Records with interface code

....................

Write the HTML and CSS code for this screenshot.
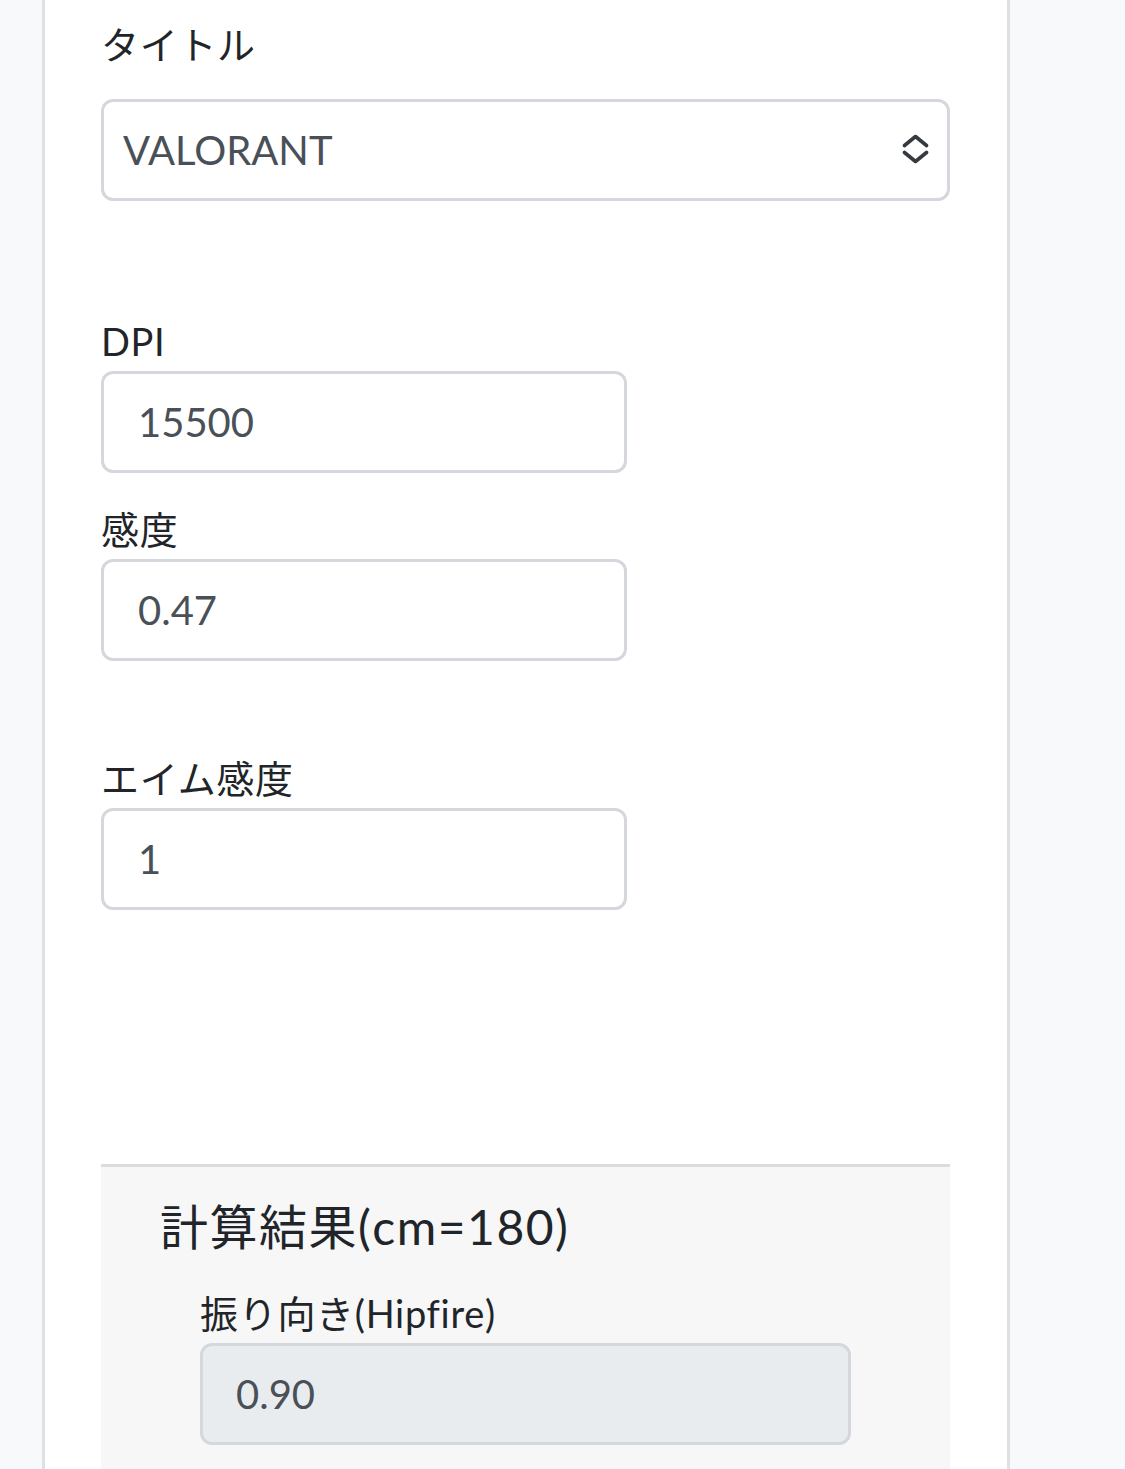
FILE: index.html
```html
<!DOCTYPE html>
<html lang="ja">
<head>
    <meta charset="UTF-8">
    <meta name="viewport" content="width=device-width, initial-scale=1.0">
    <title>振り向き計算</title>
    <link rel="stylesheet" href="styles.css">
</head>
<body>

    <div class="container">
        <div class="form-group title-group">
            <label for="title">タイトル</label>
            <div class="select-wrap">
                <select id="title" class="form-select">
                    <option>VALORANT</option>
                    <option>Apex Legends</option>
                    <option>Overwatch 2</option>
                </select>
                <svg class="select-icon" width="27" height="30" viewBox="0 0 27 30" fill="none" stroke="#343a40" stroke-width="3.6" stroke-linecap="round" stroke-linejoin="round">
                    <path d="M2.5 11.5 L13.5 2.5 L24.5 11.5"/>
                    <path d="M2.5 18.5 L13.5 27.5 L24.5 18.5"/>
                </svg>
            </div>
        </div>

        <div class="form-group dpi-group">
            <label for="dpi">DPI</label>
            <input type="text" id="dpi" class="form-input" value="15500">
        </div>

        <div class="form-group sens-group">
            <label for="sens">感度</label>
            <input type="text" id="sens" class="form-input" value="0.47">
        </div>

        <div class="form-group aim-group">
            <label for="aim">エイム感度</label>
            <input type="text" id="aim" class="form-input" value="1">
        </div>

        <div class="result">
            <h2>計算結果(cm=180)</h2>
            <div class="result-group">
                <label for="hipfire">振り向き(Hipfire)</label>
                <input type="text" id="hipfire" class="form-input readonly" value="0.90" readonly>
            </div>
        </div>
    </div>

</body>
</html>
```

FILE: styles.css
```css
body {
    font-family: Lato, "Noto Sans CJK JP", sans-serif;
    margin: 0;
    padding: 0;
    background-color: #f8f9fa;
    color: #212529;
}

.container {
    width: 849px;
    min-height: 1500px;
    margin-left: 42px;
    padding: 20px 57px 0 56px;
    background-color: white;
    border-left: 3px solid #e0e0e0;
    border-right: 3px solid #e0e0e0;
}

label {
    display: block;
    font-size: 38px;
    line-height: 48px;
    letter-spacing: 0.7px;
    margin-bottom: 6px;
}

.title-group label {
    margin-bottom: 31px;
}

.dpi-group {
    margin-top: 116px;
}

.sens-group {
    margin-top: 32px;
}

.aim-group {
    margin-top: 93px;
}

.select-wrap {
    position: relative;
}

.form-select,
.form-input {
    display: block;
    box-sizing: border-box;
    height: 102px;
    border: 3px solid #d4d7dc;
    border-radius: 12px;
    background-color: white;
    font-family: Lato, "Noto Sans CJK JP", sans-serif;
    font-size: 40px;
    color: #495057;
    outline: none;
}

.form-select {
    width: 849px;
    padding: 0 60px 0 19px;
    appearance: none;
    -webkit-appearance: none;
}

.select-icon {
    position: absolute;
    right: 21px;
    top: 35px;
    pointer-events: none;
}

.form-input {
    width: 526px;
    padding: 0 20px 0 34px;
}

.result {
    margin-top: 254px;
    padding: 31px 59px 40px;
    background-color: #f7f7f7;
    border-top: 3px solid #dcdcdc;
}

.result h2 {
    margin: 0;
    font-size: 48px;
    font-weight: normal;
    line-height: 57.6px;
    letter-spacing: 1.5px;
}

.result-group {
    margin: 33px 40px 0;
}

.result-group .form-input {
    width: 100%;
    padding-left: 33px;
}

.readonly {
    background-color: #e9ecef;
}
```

....................

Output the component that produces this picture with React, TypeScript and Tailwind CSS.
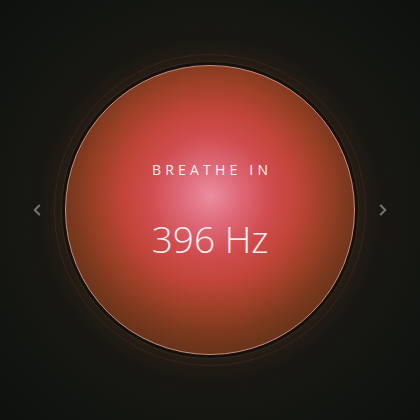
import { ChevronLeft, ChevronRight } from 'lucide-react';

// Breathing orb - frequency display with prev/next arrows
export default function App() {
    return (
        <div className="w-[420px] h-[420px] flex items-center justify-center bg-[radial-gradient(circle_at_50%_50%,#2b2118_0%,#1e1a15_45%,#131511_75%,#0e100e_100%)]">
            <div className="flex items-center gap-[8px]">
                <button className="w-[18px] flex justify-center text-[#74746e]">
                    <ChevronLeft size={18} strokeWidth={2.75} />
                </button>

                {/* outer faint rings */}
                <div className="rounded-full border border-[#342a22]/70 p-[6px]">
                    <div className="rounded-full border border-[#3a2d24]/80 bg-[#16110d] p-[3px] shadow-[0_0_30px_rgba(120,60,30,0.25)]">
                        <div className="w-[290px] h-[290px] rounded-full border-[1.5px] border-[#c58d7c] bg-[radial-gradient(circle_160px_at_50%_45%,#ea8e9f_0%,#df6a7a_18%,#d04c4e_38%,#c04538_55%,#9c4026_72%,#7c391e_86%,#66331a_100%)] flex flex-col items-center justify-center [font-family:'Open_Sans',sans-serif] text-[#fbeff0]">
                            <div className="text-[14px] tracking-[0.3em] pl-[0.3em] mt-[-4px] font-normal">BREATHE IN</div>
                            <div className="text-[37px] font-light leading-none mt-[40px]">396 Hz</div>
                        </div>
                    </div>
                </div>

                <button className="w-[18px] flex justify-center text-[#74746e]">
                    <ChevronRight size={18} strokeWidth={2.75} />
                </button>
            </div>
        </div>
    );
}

....................

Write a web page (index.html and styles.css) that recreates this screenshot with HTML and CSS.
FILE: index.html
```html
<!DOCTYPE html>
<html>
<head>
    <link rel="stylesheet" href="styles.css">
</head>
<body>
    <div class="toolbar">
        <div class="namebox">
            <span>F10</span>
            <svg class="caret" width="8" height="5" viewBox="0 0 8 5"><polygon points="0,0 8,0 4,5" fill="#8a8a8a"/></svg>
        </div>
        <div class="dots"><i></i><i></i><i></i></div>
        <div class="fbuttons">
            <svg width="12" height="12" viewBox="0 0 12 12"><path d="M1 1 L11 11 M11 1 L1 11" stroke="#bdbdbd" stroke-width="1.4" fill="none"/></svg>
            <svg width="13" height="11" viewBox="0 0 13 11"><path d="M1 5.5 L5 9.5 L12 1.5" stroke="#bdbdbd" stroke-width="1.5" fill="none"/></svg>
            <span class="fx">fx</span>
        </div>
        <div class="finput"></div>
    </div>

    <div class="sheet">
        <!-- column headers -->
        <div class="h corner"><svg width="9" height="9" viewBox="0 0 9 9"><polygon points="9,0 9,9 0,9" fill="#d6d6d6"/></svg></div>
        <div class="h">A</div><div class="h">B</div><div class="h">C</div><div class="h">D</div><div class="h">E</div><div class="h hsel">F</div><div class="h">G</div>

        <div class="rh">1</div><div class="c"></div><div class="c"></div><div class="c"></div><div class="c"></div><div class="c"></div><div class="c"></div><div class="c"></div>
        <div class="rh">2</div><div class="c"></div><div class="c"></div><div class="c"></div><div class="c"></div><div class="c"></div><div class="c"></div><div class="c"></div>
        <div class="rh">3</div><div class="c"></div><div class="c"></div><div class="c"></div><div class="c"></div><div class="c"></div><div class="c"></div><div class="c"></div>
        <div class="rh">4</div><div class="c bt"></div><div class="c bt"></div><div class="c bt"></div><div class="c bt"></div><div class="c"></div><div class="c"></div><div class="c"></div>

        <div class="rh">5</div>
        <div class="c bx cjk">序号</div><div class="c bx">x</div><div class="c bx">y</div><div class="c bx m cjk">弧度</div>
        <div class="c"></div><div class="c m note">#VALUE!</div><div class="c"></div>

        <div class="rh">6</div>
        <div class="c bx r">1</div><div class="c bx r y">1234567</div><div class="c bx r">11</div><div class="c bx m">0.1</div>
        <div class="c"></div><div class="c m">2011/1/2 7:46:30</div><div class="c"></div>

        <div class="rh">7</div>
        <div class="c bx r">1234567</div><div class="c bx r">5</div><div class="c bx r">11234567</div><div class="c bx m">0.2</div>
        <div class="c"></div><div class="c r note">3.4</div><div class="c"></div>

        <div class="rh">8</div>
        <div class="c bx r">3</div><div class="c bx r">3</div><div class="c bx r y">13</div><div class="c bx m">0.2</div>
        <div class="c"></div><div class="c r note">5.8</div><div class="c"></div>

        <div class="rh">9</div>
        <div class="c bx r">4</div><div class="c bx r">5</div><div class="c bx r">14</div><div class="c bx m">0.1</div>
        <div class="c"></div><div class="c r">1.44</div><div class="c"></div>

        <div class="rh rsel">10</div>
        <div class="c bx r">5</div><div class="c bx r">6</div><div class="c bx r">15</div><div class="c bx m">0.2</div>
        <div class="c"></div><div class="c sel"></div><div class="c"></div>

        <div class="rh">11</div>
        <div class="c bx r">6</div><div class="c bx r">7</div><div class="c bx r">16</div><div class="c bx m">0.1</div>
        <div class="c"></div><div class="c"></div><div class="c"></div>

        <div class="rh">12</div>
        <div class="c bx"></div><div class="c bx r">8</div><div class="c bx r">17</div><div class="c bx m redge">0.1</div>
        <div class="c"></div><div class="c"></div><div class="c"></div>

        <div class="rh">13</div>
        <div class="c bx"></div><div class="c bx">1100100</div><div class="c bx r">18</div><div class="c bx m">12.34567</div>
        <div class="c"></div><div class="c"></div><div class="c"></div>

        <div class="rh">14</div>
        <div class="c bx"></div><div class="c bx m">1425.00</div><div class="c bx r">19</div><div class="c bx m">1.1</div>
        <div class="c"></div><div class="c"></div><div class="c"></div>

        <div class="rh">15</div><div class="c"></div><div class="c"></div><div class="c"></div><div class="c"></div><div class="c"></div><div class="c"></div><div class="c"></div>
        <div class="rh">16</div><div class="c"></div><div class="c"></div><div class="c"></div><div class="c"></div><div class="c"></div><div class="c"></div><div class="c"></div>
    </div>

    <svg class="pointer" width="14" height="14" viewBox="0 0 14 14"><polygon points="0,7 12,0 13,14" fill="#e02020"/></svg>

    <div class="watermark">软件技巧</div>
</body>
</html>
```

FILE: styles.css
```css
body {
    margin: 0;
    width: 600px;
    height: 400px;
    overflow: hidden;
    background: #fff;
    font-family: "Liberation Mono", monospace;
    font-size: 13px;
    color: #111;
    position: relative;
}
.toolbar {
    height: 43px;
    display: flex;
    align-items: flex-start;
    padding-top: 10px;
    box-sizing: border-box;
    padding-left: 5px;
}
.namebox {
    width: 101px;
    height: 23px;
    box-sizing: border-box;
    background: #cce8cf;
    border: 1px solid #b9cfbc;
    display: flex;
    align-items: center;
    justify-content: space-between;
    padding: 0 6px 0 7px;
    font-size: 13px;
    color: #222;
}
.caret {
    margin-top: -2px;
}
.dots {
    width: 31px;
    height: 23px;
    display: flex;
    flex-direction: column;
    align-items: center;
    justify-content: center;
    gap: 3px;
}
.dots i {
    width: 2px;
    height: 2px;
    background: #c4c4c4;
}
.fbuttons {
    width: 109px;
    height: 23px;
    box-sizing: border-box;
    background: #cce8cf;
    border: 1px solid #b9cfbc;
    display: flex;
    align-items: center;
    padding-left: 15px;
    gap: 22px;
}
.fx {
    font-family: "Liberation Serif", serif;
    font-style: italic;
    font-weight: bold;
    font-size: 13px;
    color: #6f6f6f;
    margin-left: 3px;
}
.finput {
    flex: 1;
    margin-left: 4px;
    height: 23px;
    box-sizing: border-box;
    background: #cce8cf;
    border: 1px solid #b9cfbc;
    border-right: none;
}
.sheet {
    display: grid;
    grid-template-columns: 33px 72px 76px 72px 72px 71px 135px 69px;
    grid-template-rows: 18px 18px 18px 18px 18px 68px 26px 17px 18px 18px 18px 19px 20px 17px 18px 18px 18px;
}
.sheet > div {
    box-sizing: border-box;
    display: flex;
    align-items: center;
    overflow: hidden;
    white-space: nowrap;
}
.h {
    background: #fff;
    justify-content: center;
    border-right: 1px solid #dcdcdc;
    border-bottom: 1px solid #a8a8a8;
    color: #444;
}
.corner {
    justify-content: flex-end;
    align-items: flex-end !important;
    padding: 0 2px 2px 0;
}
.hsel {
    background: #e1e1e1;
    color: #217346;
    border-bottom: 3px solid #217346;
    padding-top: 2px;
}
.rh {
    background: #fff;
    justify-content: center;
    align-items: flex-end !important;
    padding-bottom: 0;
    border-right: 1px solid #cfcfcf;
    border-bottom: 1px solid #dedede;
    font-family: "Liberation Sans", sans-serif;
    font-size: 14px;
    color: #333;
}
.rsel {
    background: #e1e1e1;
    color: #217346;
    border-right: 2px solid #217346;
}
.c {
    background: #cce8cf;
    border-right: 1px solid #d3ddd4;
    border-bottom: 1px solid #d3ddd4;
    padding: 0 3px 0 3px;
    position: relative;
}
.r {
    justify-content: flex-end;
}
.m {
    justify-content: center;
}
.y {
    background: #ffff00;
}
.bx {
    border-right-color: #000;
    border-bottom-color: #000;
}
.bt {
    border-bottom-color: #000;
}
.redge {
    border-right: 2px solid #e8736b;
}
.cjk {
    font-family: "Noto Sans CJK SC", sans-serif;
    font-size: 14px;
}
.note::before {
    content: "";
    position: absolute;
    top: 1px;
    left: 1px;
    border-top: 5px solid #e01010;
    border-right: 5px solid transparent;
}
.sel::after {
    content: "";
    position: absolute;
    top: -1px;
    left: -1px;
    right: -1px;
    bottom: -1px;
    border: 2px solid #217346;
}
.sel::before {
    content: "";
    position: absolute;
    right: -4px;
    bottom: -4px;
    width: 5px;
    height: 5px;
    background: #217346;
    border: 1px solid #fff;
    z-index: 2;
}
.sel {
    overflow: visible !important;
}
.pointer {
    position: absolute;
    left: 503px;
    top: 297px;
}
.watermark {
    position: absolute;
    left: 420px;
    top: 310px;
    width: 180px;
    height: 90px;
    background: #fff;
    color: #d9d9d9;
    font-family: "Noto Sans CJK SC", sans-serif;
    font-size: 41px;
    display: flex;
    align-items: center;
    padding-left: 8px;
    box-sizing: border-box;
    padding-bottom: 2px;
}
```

....................

Problem requirements:
From the entries above, return each line with the word "index" in it.

Exercise answer:
FILE: index.html
Write a web page (index.html and styles.css) that recreates this screenshot with HTML and CSS.
FILE: index.html
    z-index: 2;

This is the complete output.